People who have experienced starting a small business knows the difficulties that one may encounter when they need to secure a business loan to keep their business going or to finance a major purchase.

The business owner has to prepare several things before even looking for the right financial institution where they can apply for a loan. In today’s economic environment, it is essential to secure financial backing and business loans to see to it that a small business trying to grow or enter a new business phase can proceed efficiently.

Entrepreneurs today have more financing options than before. In the past, most business owners only rely on banks for any loan. Today, while the banks still offer loans, more financial backing options are available online and offline as the needs and demands of the small to medium enterprises continue to rise.  

While getting a business loan approved is at times difficult, preparing for it before you apply for a loan is the way to go. We have here the top 5 business loan tips you can consider to ensure your success. 

1. Prepare for the loan

Securing a business loan is not easy, especially if you did not prepare for it. You can have a higher rate of success if you plan for the loan. The first thing you should do is to lead your organization in the right direction. Do your research to know how lenders operate and what they want from loan applicants. Lenders check an applicant’s business profits and personal finances. Thus, you need to organize your accounting records, pay off small debts, and improve your credit score. Prepare your financial history as well as your plans to grow your company. Lenders appreciate you being open to them. They recognize it as a sign that your business is professional and prepared to make things work. 

Moreover, it would help if you understood the risks.
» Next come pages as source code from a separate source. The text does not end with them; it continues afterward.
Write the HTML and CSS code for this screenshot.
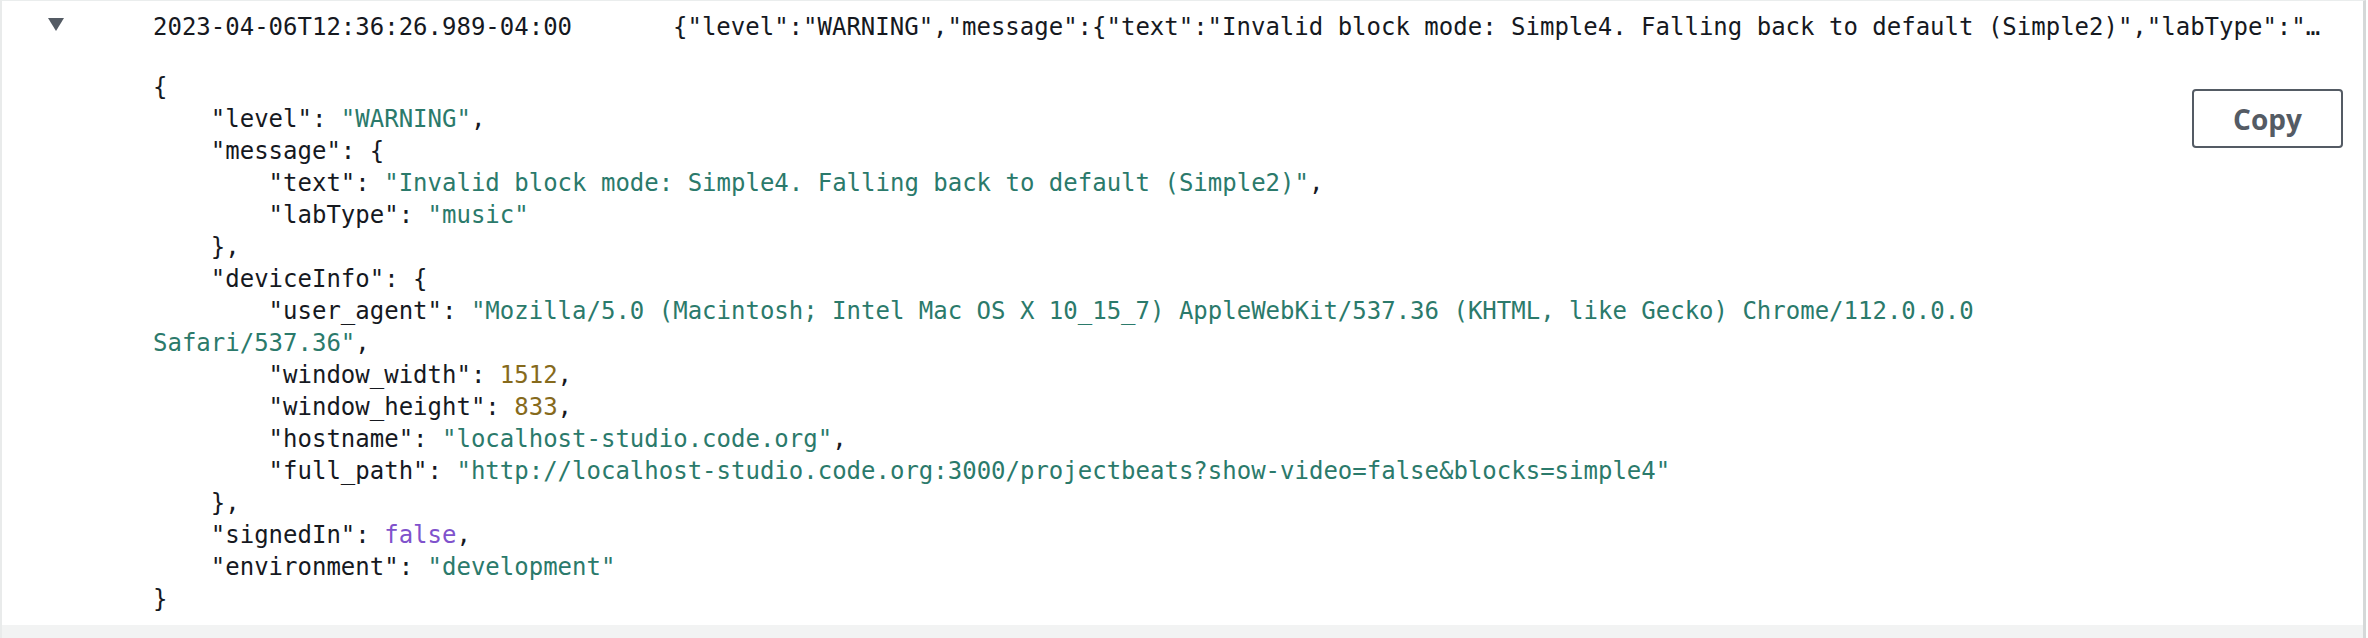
FILE: index.html
```html
<!DOCTYPE html>
<html>
<head>
<meta charset="utf-8">
<link rel="stylesheet" href="styles.css">
</head>
<body>
<div class="panel">
  <div class="summary">
    <div class="toggle"><svg class="caret" width="16" height="13" viewBox="0 0 16 13"><path d="M0 0 L16 0 L8 13 Z" fill="#545b64"/></svg></div>
    <div class="stamp">2023-04-06T12:36:26.989-04:00</div>
    <div class="msg">{"level":"WARNING","message":{"text":"Invalid block mode: Simple4. Falling back to default (Simple2)","labType":"music"},"deviceInfo":{"user_agent":"Mozilla/5.0 (Macintosh; Intel Mac OS X 10_15_7) AppleWebKit/537.36 (KHTML, like Gecko) Chrome/112.0.0.0 Safari/537.36"}}</div>
  </div>
  <div class="details">
<pre class="json">{
    <span class="k">"level"</span>: <span class="s">"WARNING"</span>,
    <span class="k">"message"</span>: {
        <span class="k">"text"</span>: <span class="s">"Invalid block mode: Simple4. Falling back to default (Simple2)"</span>,
        <span class="k">"labType"</span>: <span class="s">"music"</span>
    },
    <span class="k">"deviceInfo"</span>: {
        <span class="k">"user_agent"</span>: <span class="s">"Mozilla/5.0 (Macintosh; Intel Mac OS X 10_15_7) AppleWebKit/537.36 (KHTML, like Gecko) Chrome/112.0.0.0 Safari/537.36"</span>,
        <span class="k">"window_width"</span>: <span class="n">1512</span>,
        <span class="k">"window_height"</span>: <span class="n">833</span>,
        <span class="k">"hostname"</span>: <span class="s">"localhost-studio.code.org"</span>,
        <span class="k">"full_path"</span>: <span class="s">"http://localhost-studio.code.org:3000/projectbeats?show-video=false&amp;blocks=simple4"</span>
    },
    <span class="k">"signedIn"</span>: <span class="b">false</span>,
    <span class="k">"environment"</span>: <span class="s">"development"</span>
}</pre>
    <button class="copy">Copy</button>
  </div>
  <div class="next-row"></div>
</div>
</body>
</html>
```
FILE: styles.css
```css
html, body {
  margin: 0;
  padding: 0;
  background: #ffffff;
}

.panel {
  width: 2366px;
  box-sizing: border-box;
  border-top: 1px solid #eaeded;
  border-left: 2px solid #e9ebeb;
  border-right: 3px solid #d5d8d8;
  background: #ffffff;
}

.summary {
  display: grid;
  grid-template-columns: 151px 520px 1fr;
  align-items: center;
  height: 32px;
  margin-top: 10px;
  padding-right: 34px;
  font-family: "DejaVu Sans Mono", monospace;
  font-size: 24px;
  line-height: 32px;
  color: #16191f;
}

.toggle {
  display: flex;
  align-items: center;
  padding-left: 46px;
  height: 32px;
}

.caret {
  display: block;
  margin-top: -6px;
}

.stamp {
  white-space: nowrap;
}

.msg {
  white-space: nowrap;
  overflow: hidden;
  text-overflow: ellipsis;
}

.details {
  display: flex;
  align-items: flex-start;
  gap: 30px;
  margin-top: 28px;
  padding-left: 151px;
  padding-right: 20px;
  padding-bottom: 10px;
}

.json {
  flex: 1;
  margin: 0;
  font-family: "DejaVu Sans Mono", monospace;
  font-size: 24px;
  line-height: 32px;
  color: #16191f;
  white-space: pre-wrap;
  word-break: normal;
}

.k { color: #16191f; }
.s { color: #2b7a6b; }
.n { color: #866a1c; }
.b { color: #8052cc; }

.copy {
  flex: none;
  margin-top: 18px;
  width: 151px;
  height: 59px;
  box-sizing: border-box;
  border: 2px solid #545b64;
  border-radius: 4px;
  background: #ffffff;
  color: #545b64;
  font-family: "Open Sans", "Noto Sans", sans-serif;
  font-weight: 700;
  font-size: 28px;
  line-height: 1;
  padding: 0;
}

.next-row {
  height: 13px;
  background: #f2f3f3;
}
```
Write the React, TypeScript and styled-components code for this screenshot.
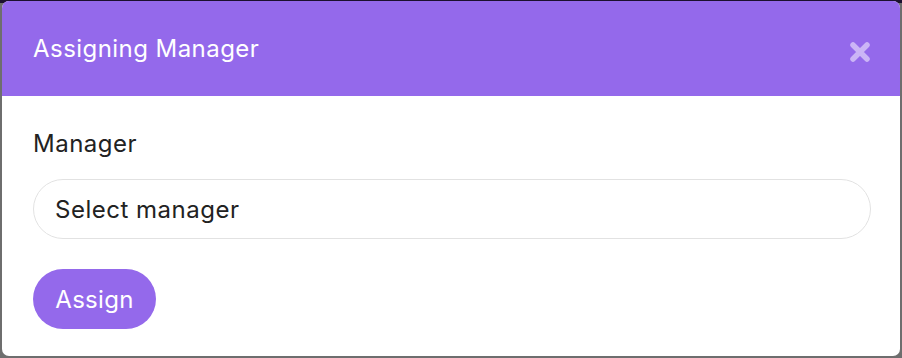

Some financial institutions are wary of lending money to small enterprises because they have very little collateral, the profit margins are lower, the records are often disorganized, and the credit history may not be that good, initially. 

2. Consider all your options

When thinking of getting a loan, the first thing that comes to mind is to go to the bank. However, applying for a business loan from a bank is not your only option. Check out the other financial institutions, some of which specialize in providing loans for small to medium-sized enterprises. 

Likewise, it is to your advantage to know what types of business loans are available. Consider these:

  • Term loans. – lump sum loan payable with interest within a fixed period
  • SBA loans – loans with flexible terms that are backed by the Small Business Administration
  • Short-term loans – smaller loans that are payable in a shorter time
  • Long-term loans – loans involving more significant amounts, with low-interest rates, and payable for a more extended period
  • A business line of credit – you repay the money only when you use the fund
  • Equipment financing –you avail of this loan when you need to purchase used or new equipment

If you are not securing a loan from the bank, consider alternative financing methods, including peer-to-peer loans, crowdfunding, and cash advances. 

3. Get expert advice

See to it that you have someone who can give you expert advice, especially if you are not familiar with the way financing institutions and loans work. A financial adviser will provide you with a clear overview of how much money you need, a structure of loan payment, the documents you should prepare for the financing institutions, and a realistic outlook of your financial standing. You must understand if the amount of money you need is what your company needs, and if you are capable of repaying the loan according to the projected loan term. 

Lenders need your business, and one way to lure customers is to show that they offer low-interest rates. It is an effective way to catch the attention of target customers. If you do not have a financial adviser, you might be tempted to avail of a loan from the organization. However, it might not be the entire story. There might be hidden charges and other stipulations included in the fine print that most people tend to overlook. You might end up paying more than what you expect if you are not careful. 

At the same time, evaluate different lenders. Do not sign up with the first one you find. Check out which company offers you the best deal, as well as one the fits your business. Check the loan offerings, terms and conditions, as well as the specializations of different lenders. Likewise, check the companies that secured loans from them. It is better to work with a company that has lent to enterprises that are similar to your business. Further, check the industry, size, and the age of the clients when doing your research. 

4. Save money

Saving money to pay the loan before actually taking out a loan seems incongruent. But it does make sense. Just like the first tip, it is vital to prove to the lender that you can repay the loan. So, putting aside money to build a cash reserve to repay the loan puts you in a better position to secure a loan. Many lenders look at how you are going to pay back the loan. Instead of putting up collateral, having a cash reserve for the repayments is a better option. 

5. Develop good relationships

As a business owner, you foresee that you are going to need a new influx of money to keep your business growing. Aside from having a good credit history, it is essential to develop good relationships, especially with your bank. Take advantage of the things that your bank offers your company, such as credit cards and business bank accounts. Working closely with your bank improves your relationship and boosts your reputation among lenders. It is an excellent way to build trust. When the connection is built on trust, it is easier to get an approval of loan applications. 

Learn as much as you can about loans and lending institutions, and see to it that you seek expert advice so that you can grow your business well into the future.